**TASK BRIEF:** Copy everything from the line with "What React and" down to the line with "import React from 'react';", inclusive of both, exactly as written; leave out all pictures.

**RECORDED INFORMATION:**
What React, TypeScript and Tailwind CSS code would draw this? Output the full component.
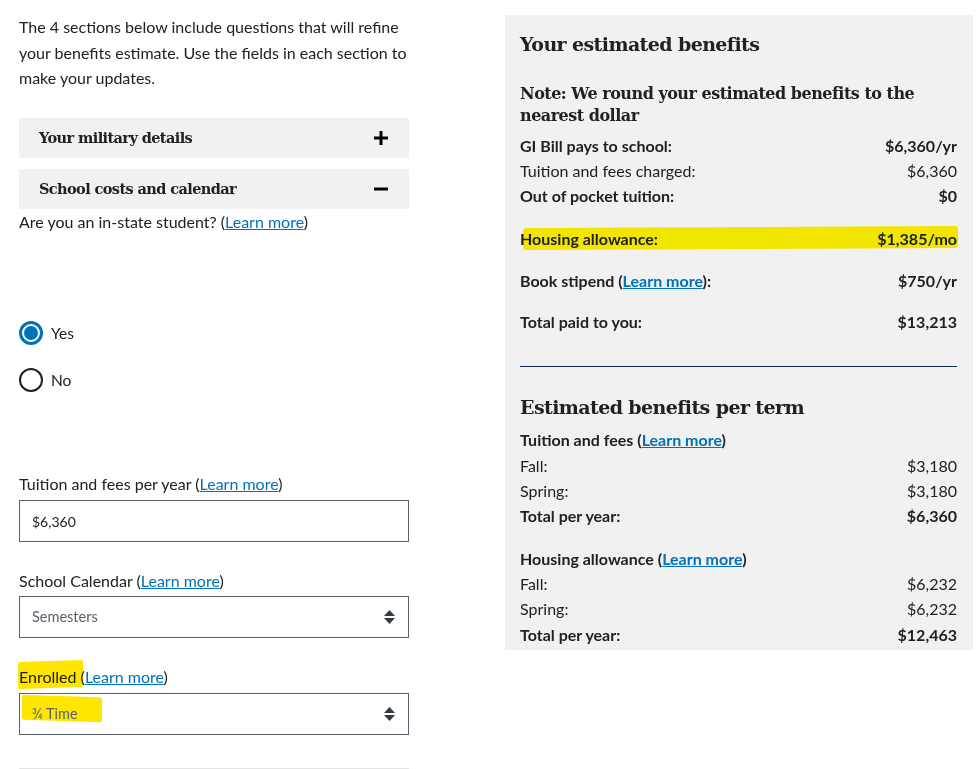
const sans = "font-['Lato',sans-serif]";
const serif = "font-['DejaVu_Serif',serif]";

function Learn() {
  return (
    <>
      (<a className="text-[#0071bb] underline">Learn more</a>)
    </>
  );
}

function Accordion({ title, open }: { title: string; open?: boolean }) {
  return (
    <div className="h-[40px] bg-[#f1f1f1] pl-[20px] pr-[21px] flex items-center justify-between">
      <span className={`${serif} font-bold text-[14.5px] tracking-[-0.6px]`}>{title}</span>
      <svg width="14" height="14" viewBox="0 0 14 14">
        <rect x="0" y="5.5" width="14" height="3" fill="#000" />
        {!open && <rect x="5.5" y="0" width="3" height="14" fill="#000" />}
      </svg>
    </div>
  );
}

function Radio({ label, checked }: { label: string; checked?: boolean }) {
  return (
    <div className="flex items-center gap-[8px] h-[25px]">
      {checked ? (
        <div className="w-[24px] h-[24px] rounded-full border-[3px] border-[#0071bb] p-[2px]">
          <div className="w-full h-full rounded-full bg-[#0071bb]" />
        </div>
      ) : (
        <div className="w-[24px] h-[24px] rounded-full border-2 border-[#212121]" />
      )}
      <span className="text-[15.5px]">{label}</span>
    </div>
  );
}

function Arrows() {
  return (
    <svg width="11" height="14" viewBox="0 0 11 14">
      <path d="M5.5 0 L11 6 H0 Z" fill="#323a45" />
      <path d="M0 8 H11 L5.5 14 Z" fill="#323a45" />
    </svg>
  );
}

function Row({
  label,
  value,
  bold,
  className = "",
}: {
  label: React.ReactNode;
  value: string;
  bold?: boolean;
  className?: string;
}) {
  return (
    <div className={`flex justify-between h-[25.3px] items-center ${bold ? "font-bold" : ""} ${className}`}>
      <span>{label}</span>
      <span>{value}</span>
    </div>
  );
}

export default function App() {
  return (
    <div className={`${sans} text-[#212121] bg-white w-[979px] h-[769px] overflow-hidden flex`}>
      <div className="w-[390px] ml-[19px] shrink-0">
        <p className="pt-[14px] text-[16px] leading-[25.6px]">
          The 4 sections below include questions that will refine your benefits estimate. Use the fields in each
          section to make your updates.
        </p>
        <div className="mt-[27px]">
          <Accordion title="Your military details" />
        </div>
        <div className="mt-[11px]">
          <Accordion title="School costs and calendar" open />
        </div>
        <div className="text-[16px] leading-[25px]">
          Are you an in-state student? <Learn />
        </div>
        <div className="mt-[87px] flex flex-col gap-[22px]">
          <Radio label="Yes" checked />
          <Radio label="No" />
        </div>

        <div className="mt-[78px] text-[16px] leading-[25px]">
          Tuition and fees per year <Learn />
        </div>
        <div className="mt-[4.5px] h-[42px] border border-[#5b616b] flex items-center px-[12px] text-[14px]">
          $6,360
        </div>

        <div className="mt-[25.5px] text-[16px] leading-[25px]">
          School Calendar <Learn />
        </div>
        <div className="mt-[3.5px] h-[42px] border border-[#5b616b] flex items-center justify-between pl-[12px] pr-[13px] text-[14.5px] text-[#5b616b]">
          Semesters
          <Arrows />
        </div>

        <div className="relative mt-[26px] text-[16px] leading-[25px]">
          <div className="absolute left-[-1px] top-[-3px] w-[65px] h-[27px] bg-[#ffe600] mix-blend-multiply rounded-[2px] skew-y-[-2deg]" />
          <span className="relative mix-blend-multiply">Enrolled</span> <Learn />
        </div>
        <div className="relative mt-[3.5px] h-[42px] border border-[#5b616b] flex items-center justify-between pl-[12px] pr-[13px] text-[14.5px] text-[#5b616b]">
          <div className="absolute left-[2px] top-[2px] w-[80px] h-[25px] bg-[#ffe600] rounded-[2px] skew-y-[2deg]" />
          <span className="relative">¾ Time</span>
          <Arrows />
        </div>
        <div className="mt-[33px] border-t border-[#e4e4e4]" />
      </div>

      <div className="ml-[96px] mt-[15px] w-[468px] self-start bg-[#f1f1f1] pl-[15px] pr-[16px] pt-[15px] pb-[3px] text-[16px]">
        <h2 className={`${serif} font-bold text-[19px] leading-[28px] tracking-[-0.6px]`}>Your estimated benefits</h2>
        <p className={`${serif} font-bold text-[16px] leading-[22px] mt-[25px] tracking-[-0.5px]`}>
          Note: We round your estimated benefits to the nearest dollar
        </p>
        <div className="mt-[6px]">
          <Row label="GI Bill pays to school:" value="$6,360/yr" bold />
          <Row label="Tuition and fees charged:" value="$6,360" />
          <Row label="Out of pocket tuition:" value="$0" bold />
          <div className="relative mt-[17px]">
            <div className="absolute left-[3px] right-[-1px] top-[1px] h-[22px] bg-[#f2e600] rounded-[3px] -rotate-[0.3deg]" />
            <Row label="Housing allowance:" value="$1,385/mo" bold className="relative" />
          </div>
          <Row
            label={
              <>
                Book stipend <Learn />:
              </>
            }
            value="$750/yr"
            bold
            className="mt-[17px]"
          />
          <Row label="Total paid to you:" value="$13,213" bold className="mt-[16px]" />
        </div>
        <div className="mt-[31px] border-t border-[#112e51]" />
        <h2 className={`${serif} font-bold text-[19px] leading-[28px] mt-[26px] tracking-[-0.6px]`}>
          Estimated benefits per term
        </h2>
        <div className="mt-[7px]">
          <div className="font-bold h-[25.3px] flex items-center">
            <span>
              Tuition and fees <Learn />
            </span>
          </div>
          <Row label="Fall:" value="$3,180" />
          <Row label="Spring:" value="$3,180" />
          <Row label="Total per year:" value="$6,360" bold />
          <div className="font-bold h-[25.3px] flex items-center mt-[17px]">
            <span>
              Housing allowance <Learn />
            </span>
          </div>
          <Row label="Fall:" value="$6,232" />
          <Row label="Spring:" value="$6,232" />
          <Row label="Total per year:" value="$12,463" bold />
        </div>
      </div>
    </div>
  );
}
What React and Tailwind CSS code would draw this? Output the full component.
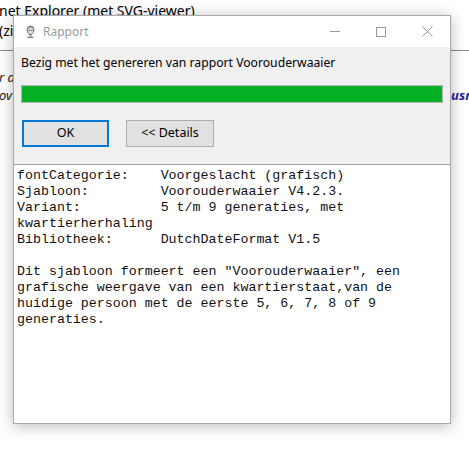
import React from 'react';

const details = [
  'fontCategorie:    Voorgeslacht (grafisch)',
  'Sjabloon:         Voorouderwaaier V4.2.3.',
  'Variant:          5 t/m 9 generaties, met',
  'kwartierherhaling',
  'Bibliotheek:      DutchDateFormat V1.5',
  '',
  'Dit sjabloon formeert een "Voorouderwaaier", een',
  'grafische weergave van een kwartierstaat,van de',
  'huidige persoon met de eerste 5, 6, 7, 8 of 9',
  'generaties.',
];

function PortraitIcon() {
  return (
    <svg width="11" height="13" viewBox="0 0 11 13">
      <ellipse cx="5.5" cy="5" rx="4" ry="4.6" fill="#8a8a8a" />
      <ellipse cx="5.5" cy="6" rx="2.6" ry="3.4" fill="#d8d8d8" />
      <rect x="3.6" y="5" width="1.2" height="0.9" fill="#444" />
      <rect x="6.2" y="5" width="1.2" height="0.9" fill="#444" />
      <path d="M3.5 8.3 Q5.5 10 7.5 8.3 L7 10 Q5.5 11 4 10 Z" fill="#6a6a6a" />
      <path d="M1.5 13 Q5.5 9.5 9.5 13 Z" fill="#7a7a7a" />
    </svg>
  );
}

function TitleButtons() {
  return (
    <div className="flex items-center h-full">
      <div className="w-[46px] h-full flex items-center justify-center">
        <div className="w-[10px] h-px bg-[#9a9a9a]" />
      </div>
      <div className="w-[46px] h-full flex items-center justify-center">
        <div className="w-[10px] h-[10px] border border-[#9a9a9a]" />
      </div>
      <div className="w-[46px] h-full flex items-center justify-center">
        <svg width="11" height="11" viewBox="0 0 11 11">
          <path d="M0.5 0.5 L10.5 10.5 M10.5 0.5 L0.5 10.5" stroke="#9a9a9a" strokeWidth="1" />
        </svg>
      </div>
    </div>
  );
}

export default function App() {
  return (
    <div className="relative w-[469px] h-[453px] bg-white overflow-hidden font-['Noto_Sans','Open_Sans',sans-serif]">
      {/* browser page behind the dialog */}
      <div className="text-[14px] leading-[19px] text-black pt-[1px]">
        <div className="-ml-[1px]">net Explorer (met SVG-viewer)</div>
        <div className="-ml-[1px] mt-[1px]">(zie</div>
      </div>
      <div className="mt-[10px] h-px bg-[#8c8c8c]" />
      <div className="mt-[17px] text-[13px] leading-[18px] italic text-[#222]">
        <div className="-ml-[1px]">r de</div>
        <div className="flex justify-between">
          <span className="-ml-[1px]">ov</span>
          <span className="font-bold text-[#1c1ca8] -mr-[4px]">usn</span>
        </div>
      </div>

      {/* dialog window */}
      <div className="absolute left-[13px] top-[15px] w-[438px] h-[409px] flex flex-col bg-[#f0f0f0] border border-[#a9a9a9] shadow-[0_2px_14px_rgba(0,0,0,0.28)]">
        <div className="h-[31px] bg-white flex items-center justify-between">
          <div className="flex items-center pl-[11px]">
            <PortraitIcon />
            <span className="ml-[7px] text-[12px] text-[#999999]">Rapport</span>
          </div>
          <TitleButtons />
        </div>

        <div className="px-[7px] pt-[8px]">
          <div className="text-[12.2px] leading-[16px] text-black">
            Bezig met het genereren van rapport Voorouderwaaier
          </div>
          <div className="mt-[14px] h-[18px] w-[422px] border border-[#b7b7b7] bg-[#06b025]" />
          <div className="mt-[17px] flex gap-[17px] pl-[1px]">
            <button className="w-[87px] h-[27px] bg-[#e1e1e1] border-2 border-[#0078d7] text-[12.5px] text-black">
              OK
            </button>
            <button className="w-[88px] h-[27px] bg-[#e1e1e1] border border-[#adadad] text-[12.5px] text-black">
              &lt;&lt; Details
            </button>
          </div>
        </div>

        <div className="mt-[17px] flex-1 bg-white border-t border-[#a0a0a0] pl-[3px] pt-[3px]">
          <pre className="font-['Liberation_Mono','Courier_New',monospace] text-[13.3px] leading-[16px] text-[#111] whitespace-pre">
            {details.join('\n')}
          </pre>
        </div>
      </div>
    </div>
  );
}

**FINISHED TASK:**
What React and Tailwind CSS code would draw this? Output the full component.
import React from 'react';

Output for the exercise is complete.